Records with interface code
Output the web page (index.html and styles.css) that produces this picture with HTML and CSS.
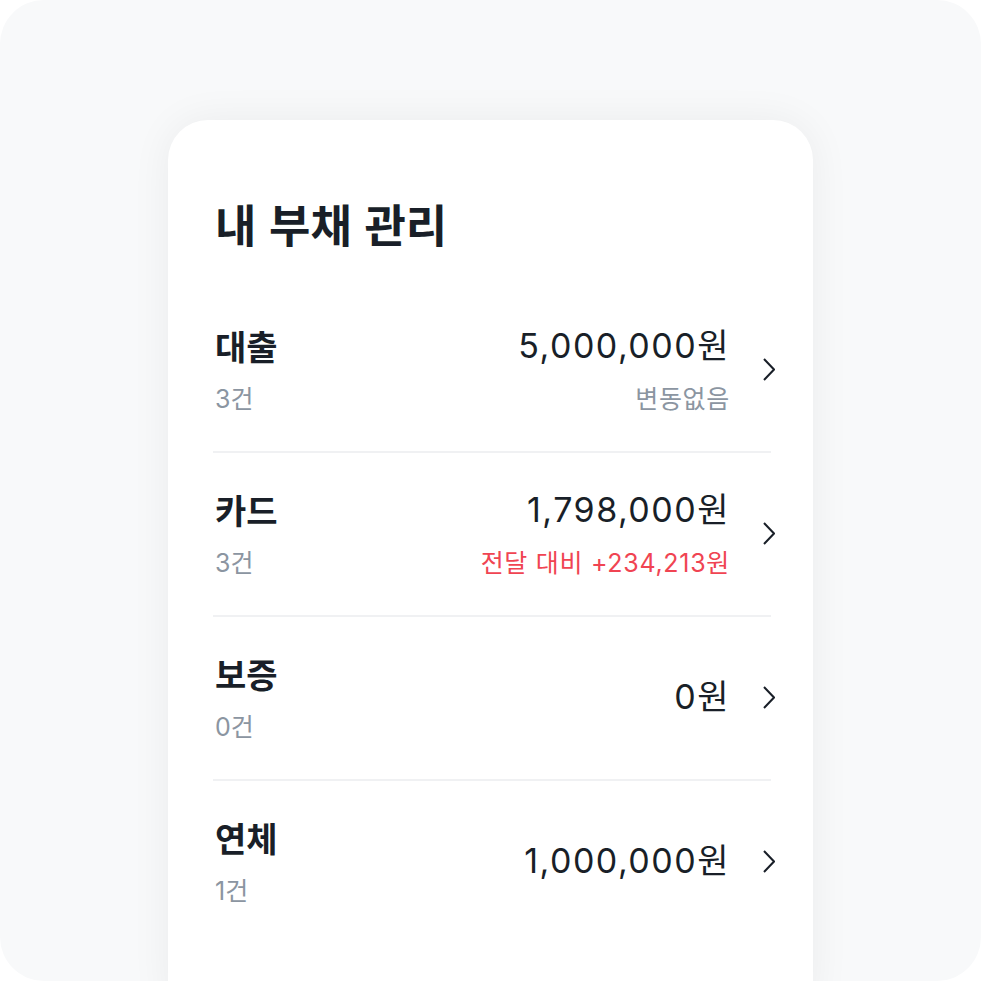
FILE: index.html
```html
<!DOCTYPE html>
<html lang="ko">
<head>
    <meta charset="UTF-8">
    <meta name="viewport" content="width=device-width, initial-scale=1.0">
    <title>내 부채 관리</title>
    <link rel="stylesheet" href="styles.css">
</head>
<body>
    <div class="frame">
        <section class="card">
            <h1 class="title">내 부채 관리</h1>
            <ul class="debt-list">
                <li class="debt-item">
                    <div class="debt-info">
                        <span class="debt-name">대출</span>
                        <span class="debt-count">3건</span>
                    </div>
                    <div class="debt-amount">
                        <span class="amount">5,000,000원</span>
                        <span class="change">변동없음</span>
                    </div>
                    <svg class="chevron" viewBox="0 0 12 23"><polyline points="1,1 11,11.5 1,22"/></svg>
                </li>
                <li class="debt-item">
                    <div class="debt-info">
                        <span class="debt-name">카드</span>
                        <span class="debt-count">3건</span>
                    </div>
                    <div class="debt-amount">
                        <span class="amount">1,798,000원</span>
                        <span class="change up">전달 대비 +234,213원</span>
                    </div>
                    <svg class="chevron" viewBox="0 0 12 23"><polyline points="1,1 11,11.5 1,22"/></svg>
                </li>
                <li class="debt-item">
                    <div class="debt-info">
                        <span class="debt-name">보증</span>
                        <span class="debt-count">0건</span>
                    </div>
                    <div class="debt-amount">
                        <span class="amount">0원</span>
                    </div>
                    <svg class="chevron" viewBox="0 0 12 23"><polyline points="1,1 11,11.5 1,22"/></svg>
                </li>
                <li class="debt-item">
                    <div class="debt-info">
                        <span class="debt-name">연체</span>
                        <span class="debt-count">1건</span>
                    </div>
                    <div class="debt-amount">
                        <span class="amount">1,000,000원</span>
                    </div>
                    <svg class="chevron" viewBox="0 0 12 23"><polyline points="1,1 11,11.5 1,22"/></svg>
                </li>
            </ul>
        </section>
    </div>
</body>
</html>
```

FILE: styles.css
```css
body {
    margin: 0;
    background-color: #fff;
    font-family: Inter, "Noto Sans CJK KR", sans-serif;
    color: #191f28;
}
.frame {
    width: 981px;
    height: 981px;
    border-radius: 44px;
    background-color: #f8f9fa;
    overflow: hidden;
    padding-top: 120px;
    box-sizing: border-box;
}
.card {
    width: 645px;
    height: 900px;
    margin: 0 auto;
    padding: 74px 42px 0 45px;
    box-sizing: border-box;
    background-color: #fff;
    border-radius: 40px;
    box-shadow: 0 0 40px rgba(0, 0, 0, 0.06);
}
.title {
    margin: 0 0 35px 2px;
    font-family: "Noto Sans CJK KR", sans-serif;
    font-size: 45px;
    font-weight: 700;
    line-height: 60px;
}
.debt-list {
    list-style: none;
    margin: 0;
    padding: 0;
}
.debt-item {
    display: flex;
    align-items: center;
    padding: 35px 0 37px;
    border-bottom: 2px solid #f0f1f3;
}
.debt-item:last-child {
    border-bottom: none;
}
.debt-info {
    flex: 1;
    display: flex;
    flex-direction: column;
    padding-left: 2px;
}
.debt-name {
    font-family: "Noto Sans CJK KR", sans-serif;
    font-size: 34px;
    font-weight: 700;
    line-height: 44px;
}
.debt-count {
    margin-top: 16px;
    font-size: 25px;
    line-height: 30px;
    color: #8b95a1;
}
.debt-amount {
    display: flex;
    flex-direction: column;
    align-items: flex-end;
}
.amount {
    font-size: 34px;
    line-height: 44px;
    letter-spacing: 1.5px;
}
.change {
    margin-top: 16px;
    font-size: 25px;
    line-height: 30px;
    letter-spacing: 0.7px;
    color: #8b95a1;
}
.change.up {
    color: #f04452;
}
.chevron {
    width: 12px;
    height: 23px;
    margin-left: 33px;
    margin-right: -4px;
    fill: none;
    stroke: #191f28;
    stroke-width: 2;
}
```
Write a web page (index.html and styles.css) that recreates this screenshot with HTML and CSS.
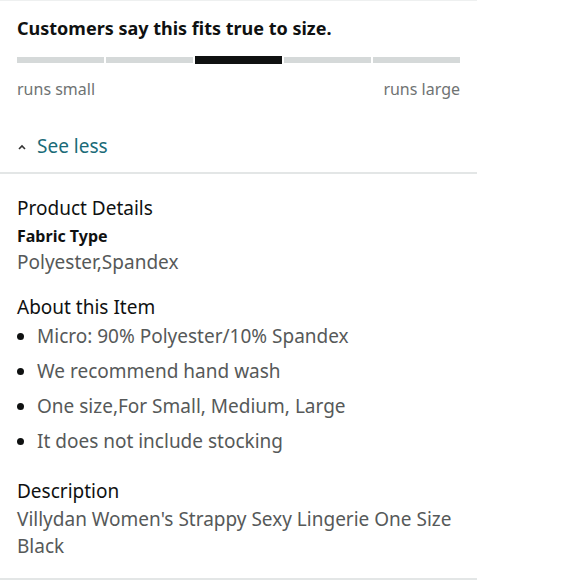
FILE: index.html
```html
<!DOCTYPE html>
<html>
<head>
<meta charset="utf-8">
<link rel="stylesheet" href="styles.css">
</head>
<body>
<div class="page">
  <section class="fit">
    <h2 class="fit-title">Customers say this fits true to size.</h2>
    <div class="fit-bar">
      <span class="seg"></span>
      <span class="seg"></span>
      <span class="seg seg-on"></span>
      <span class="seg"></span>
      <span class="seg"></span>
    </div>
    <div class="fit-labels">
      <span>runs small</span>
      <span>runs large</span>
    </div>
    <div class="see-less">
      <svg class="caret" width="8" height="6" viewBox="0 0 8 6"><path d="M1 5 L4 2 L7 5" fill="none" stroke="#333" stroke-width="1.6"/></svg>
      <span>See less</span>
    </div>
  </section>
  <section class="details">
    <h3 class="sec-title">Product Details</h3>
    <div class="label">Fabric Type</div>
    <div class="value fabric">Polyester,Spandex</div>

    <h3 class="sec-title about">About this Item</h3>
    <ul class="bullets">
      <li>Micro: 90% Polyester/10% Spandex</li>
      <li>We recommend hand wash</li>
      <li>One size,For Small, Medium, Large</li>
      <li>It does not include stocking</li>
    </ul>

    <h3 class="sec-title desc">Description</h3>
    <div class="value desc-text">Villydan Women's Strappy Sexy Lingerie One Size Black</div>
  </section>
</div>
</body>
</html>
```
FILE: styles.css
```css
html, body {
  margin: 0;
  padding: 0;
  background: #fff;
}
body {
  font-family: "Noto Sans", "Open Sans", sans-serif;
  color: #111;
}
.page {
  width: 477px;
  border-top: 1px solid #eef0f0;
}
.fit {
  padding: 15px 17px 0 17px;
  border-bottom: 2px solid #e3e6e6;
}
.fit-title {
  margin: 0;
  font-size: 18px;
  font-weight: 700;
  line-height: 24px;
  color: #0f1111;
}
.fit-bar {
  display: flex;
  gap: 2px;
  align-items: center;
  margin-top: 16px;
  height: 8px;
}
.seg {
  flex: 1;
  height: 6px;
  background: #d5d9d9;
}
.seg-on {
  height: 8px;
  background: #0f1111;
}
.fit-labels {
  display: flex;
  justify-content: space-between;
  margin-top: 14px;
  font-size: 16px;
  line-height: 22px;
  color: #6f7373;
}
.see-less {
  display: flex;
  align-items: center;
  gap: 11px;
  margin-top: 33px;
  padding-bottom: 13px;
  font-size: 19px;
  line-height: 26px;
  color: #1a6b78;
}
.caret {
  margin-left: 1px;
  margin-top: 2px;
}
.details {
  padding: 21px 17px 0 17px;
  border-bottom: 2px solid #e3e6e6;
  padding-bottom: 18px;
}
.sec-title {
  margin: 0;
  font-size: 19px;
  font-weight: 400;
  line-height: 26px;
  color: #0f1111;
}
.label {
  margin-top: 4px;
  font-size: 16px;
  font-weight: 700;
  line-height: 22px;
  color: #0f1111;
}
.value {
  font-size: 19px;
  line-height: 26px;
  color: #565959;
}
.fabric {
  margin-top: 2px;
}
.about {
  margin-top: 19px;
}
.bullets {
  margin: 3px 0 0 0;
  padding: 0 0 0 20px;
  font-size: 19px;
  line-height: 26px;
  color: #565959;
}
.bullets li {
  margin-bottom: 9px;
}
.bullets li::marker {
  color: #0f1111;
}
.desc {
  margin-top: 24px;
}
.desc-text {
  margin-top: 2px;
  width: 440px;
  line-height: 27px;
}
```
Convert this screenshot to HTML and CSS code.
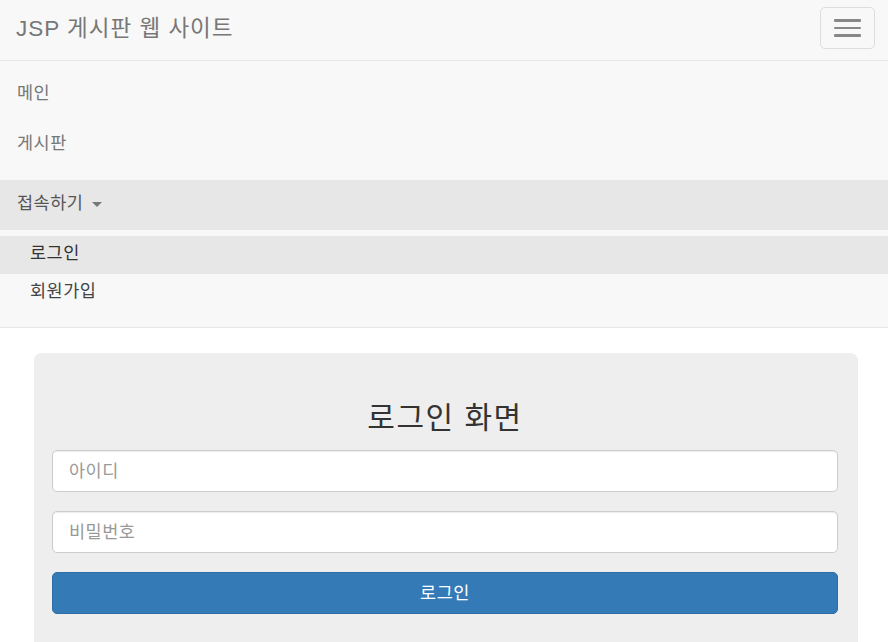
FILE: index.html
```html
<!DOCTYPE html>
<html lang="ko">
<head>
	<meta charset="utf-8">
	<title>JSP 게시판 웹 사이트</title>
	<link rel="stylesheet" href="styles.css">
</head>

<body>
	<nav class="navbar">
		<div class="navbar-header">
			<a class="navbar-brand" href="#">JSP 게시판 웹 사이트</a>
			<button type="button" class="navbar-toggle">
				<span class="icon-bar"></span>
				<span class="icon-bar"></span>
				<span class="icon-bar"></span>
			</button>
		</div>
		<div class="navbar-collapse">
			<ul class="nav">
				<li><a href="#">메인</a></li>
				<li><a href="#">게시판</a></li>
			</ul>
			<ul class="nav nav-right">
				<li class="open">
					<a href="#" class="dropdown-toggle">접속하기 <span class="caret"></span></a>
					<ul class="dropdown-menu">
						<li class="active"><a href="#">로그인</a></li>
						<li><a href="#">회원가입</a></li>
					</ul>
				</li>
			</ul>
		</div>
	</nav>

	<div class="container">
		<div class="jumbotron">
			<form method="post" action="#">
				<h3>로그인 화면</h3>
				<div class="form-group">
					<input type="text" class="form-control" placeholder="아이디" name="userID" maxlength="20">
				</div>
				<div class="form-group">
					<input type="password" class="form-control" placeholder="비밀번호" name="userPassword" maxlength="20">
				</div>
				<button type="submit" class="btn-primary">로그인</button>
			</form>
		</div>
	</div>
</body>
</html>
```

FILE: styles.css
```css
*{
	margin: 0px;
	padding: 0px;
	box-sizing: border-box;
}
body{
	font-family: "Liberation Sans", "Noto Sans CJK KR", sans-serif;
	font-size: 17.5px;
	color: #333;
	background-color: #fff;
	letter-spacing: 0.5px;
	overflow: hidden;
}
a{
	text-decoration: none;
}
ul{
	list-style: none;
}

/* barra de navegacion */
.navbar{
	background-color: #f8f8f8;
	border-bottom: 1px solid #e7e7e7;
}
.navbar-header{
	height: 60px;
	display: flex;
	justify-content: space-between;
	align-items: flex-start;
	padding: 0px 13px 0px 16px;
}
.navbar-brand{
	font-size: 22.5px;
	line-height: 58px;
	letter-spacing: 1px;
	color: #777;
}
.navbar-toggle{
	margin-top: 7px;
	width: 55px;
	height: 42px;
	background: transparent;
	border: 1px solid #ddd;
	border-radius: 5px;
	display: flex;
	flex-direction: column;
	align-items: center;
	justify-content: center;
	gap: 5px;
}
.icon-bar{
	display: block;
	width: 27px;
	height: 2.5px;
	background-color: #888;
	border-radius: 1px;
}
.navbar-collapse{
	border-top: 1px solid #e7e7e7;
	padding: 9px 0px 10px 0px;
}
.nav li a{
	display: block;
	height: 50px;
	line-height: 47px;
	padding: 0px 17px;
	color: #777;
}
.nav-right{
	margin-top: 10px;
}
.open > .dropdown-toggle{
	background-color: #e7e7e7;
	color: #555;
}
.caret{
	display: inline-block;
	width: 0px;
	height: 0px;
	margin-left: 3px;
	vertical-align: middle;
	border-top: 5px solid #777;
	border-left: 5px solid transparent;
	border-right: 5px solid transparent;
}
.dropdown-menu{
	padding: 6px 0px;
}
.nav .dropdown-menu li a{
	height: 37.5px;
	line-height: 34px;
	padding: 0px 17px 0px 30px;
	color: #444;
}
.nav .dropdown-menu li.active a{
	background-color: #e7e7e7;
	color: #333;
}

/* contenido */
.container{
	padding-top: 25px;
}
.jumbotron{
	margin: 0px 30px 0px 34px;
	background-color: #eee;
	border-radius: 7.5px;
	padding: 48px 20px 40px 18px;
}
.jumbotron h3{
	font-size: 30px;
	font-weight: 400;
	line-height: 33px;
	letter-spacing: 1.5px;
	text-align: center;
	margin-bottom: 16px;
	color: #333;
}
.form-group{
	margin-bottom: 19px;
}
.form-control{
	display: block;
	width: 100%;
	height: 42px;
	padding: 0px 16px;
	font-family: "Liberation Sans", "Noto Sans CJK KR", sans-serif;
	font-size: 17.5px;
	letter-spacing: 0.5px;
	color: #555;
	background-color: #fff;
	border: 1px solid #ccc;
	border-radius: 5px;
	box-shadow: inset 0 1px 1px rgba(0,0,0,0.075);
}
.form-control::placeholder{
	color: #999;
}
.btn-primary{
	display: block;
	width: 100%;
	height: 42px;
	line-height: 38px;
	font-family: "Liberation Sans", "Noto Sans CJK KR", sans-serif;
	font-size: 17.5px;
	letter-spacing: 0.5px;
	color: #fff;
	background-color: #337ab7;
	border: 1px solid #2e6da4;
	border-radius: 5px;
	cursor: pointer;
}
```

• _DESCRIPTION OF THE TASK_
Gather from the data above every line with the string "styles".

• _FINISHED EXERCISE_
Output the web page (index.html and styles.css) that produces this picture with HTML and CSS.
    <link rel="stylesheet" href="styles.css">
FILE: styles.css
Write a web page (index.html and styles.css) that recreates this screenshot with HTML and CSS.
<link rel="stylesheet" href="styles.css">
FILE: styles.css
	<link rel="stylesheet" href="styles.css">
FILE: styles.css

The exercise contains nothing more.